Modelling and testing of Temperature-Dependent strength and toughness of asphalt concrete from −10 °C to + 23 °C using small notched beams

A closed-form fracture model with the consideration of the average aggregate size and crack-tip damage zone is used to analyse flexural strength of asphalt concrete using notched beams. Quasi-stable micro-crack formation and quasi-brittle fracture of these small samples with highly heterogeneous aggregate structures are formulated. While the apparent strength and fracture toughness of asphalt concrete based on Continuum Mechanics are size dependent, constant asymptotic “structural” tensile strength f_t and “structural” fracture toughness K_IC have been determined by this composite model from experimental results of notched beam specimens of any size with any notch length. Temperature (T) dependent f_t and K_IC measurements of asphalt concrete from −10 to + 23 °C, relevant to the real temperature environments, are then determined.
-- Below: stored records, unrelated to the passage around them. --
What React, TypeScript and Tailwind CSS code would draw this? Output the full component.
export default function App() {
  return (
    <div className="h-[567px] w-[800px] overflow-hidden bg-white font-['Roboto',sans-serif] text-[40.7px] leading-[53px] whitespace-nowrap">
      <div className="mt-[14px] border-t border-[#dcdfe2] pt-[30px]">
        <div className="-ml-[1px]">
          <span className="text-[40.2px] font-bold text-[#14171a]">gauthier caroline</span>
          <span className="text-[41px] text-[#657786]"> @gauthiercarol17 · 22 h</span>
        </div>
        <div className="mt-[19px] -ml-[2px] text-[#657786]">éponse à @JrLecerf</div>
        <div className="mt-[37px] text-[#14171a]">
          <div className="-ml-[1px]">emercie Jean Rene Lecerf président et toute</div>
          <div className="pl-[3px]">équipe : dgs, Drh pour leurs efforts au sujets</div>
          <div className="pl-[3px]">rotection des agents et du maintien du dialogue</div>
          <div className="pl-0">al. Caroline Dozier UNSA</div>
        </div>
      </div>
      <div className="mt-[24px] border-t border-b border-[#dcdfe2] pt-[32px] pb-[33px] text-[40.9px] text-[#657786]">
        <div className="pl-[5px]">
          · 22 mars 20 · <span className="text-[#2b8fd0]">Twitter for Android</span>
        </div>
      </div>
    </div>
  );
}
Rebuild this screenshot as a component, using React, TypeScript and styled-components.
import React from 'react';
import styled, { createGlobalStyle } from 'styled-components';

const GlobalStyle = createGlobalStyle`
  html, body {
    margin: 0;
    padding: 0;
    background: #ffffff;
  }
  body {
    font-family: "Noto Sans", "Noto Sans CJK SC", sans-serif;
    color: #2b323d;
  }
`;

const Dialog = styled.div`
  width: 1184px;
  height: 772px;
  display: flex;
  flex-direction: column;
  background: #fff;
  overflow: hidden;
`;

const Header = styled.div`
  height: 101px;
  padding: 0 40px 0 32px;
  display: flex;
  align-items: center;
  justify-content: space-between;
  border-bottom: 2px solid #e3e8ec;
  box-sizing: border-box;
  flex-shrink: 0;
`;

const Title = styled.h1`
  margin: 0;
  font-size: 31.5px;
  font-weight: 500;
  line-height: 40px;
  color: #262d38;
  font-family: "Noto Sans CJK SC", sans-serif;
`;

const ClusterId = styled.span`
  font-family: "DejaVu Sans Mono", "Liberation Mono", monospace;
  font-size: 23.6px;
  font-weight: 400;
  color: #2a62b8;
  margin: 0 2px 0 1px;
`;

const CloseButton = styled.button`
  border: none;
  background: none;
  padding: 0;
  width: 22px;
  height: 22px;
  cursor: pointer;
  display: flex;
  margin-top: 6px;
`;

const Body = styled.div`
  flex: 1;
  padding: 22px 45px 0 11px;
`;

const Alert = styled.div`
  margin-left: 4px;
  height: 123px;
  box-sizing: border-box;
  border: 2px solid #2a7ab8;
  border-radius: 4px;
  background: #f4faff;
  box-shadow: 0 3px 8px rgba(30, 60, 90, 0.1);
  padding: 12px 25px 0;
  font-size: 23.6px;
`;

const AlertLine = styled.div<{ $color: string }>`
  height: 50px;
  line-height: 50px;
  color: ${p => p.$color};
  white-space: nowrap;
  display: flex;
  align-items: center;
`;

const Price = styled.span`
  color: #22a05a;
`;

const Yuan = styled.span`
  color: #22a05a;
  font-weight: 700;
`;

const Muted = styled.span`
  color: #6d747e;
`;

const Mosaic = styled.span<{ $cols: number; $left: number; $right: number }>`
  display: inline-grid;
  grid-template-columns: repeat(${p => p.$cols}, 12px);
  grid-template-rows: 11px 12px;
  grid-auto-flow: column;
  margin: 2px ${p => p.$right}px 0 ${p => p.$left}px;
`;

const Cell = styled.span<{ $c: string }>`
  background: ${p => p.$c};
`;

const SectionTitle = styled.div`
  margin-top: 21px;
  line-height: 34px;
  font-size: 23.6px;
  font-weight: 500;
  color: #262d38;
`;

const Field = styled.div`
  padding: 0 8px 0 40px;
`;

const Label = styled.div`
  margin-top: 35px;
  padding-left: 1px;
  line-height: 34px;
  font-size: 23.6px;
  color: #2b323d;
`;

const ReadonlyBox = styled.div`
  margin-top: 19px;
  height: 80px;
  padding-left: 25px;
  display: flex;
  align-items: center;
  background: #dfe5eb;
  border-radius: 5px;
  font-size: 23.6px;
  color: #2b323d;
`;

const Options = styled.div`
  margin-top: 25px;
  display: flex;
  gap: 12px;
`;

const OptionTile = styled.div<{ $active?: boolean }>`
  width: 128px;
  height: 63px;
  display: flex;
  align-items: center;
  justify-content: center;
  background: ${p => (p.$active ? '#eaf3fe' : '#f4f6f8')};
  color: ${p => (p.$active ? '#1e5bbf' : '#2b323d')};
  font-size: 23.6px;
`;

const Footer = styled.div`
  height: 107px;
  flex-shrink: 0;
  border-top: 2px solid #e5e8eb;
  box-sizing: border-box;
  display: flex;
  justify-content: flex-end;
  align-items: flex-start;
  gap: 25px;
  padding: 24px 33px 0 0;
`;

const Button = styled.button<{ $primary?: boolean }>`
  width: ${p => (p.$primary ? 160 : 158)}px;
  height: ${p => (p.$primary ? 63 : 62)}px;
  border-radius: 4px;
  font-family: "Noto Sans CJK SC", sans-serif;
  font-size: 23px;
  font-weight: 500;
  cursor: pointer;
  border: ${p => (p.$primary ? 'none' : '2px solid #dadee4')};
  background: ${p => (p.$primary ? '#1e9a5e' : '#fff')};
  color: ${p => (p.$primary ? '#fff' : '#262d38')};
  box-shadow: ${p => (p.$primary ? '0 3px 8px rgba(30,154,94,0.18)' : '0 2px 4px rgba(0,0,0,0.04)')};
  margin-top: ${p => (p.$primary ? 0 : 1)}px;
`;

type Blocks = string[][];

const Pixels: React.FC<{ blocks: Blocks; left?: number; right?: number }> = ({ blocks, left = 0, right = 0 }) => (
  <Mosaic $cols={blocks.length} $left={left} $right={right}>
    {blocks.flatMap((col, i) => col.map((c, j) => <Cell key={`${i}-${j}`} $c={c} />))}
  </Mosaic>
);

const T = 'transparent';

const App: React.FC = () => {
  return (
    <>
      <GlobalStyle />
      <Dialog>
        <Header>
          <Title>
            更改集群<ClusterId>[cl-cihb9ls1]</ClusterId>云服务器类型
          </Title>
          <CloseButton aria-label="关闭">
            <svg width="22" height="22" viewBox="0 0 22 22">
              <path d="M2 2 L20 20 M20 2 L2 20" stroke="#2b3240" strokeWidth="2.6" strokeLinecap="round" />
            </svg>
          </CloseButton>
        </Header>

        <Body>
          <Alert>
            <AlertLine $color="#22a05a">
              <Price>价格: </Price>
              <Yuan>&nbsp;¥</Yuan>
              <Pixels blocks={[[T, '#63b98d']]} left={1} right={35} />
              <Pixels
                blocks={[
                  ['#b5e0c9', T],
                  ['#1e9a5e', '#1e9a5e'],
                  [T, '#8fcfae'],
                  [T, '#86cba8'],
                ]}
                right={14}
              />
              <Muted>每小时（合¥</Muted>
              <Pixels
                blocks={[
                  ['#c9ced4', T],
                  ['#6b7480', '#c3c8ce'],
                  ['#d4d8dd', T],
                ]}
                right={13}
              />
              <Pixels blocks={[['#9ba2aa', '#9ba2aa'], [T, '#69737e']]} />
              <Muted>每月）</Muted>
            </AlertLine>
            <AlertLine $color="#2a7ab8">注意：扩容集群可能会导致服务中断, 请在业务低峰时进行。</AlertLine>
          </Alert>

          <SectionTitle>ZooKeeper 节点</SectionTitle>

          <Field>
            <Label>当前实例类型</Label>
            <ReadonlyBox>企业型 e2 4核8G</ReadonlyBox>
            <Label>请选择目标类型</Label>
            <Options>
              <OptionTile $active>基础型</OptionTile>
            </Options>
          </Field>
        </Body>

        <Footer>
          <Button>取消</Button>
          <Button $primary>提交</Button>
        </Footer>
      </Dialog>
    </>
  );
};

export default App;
The characteristic microstructure C_ch in the model is the average aggregate size. The maximum failure load P_max of asphalt concrete under three-point-bending (3-p-b) is linked directly to its constant “structural” tensile strength f_t for a given temperature environment, independent of sample size and notch/crack length. In addition, although K_IC is not valid for asphalt pavement with limited thickness, its influence is reflected through the “structural strength” criterion based on f_t and C_ch. This simple model can also be used as a design tool for asphalt concrete property optimization.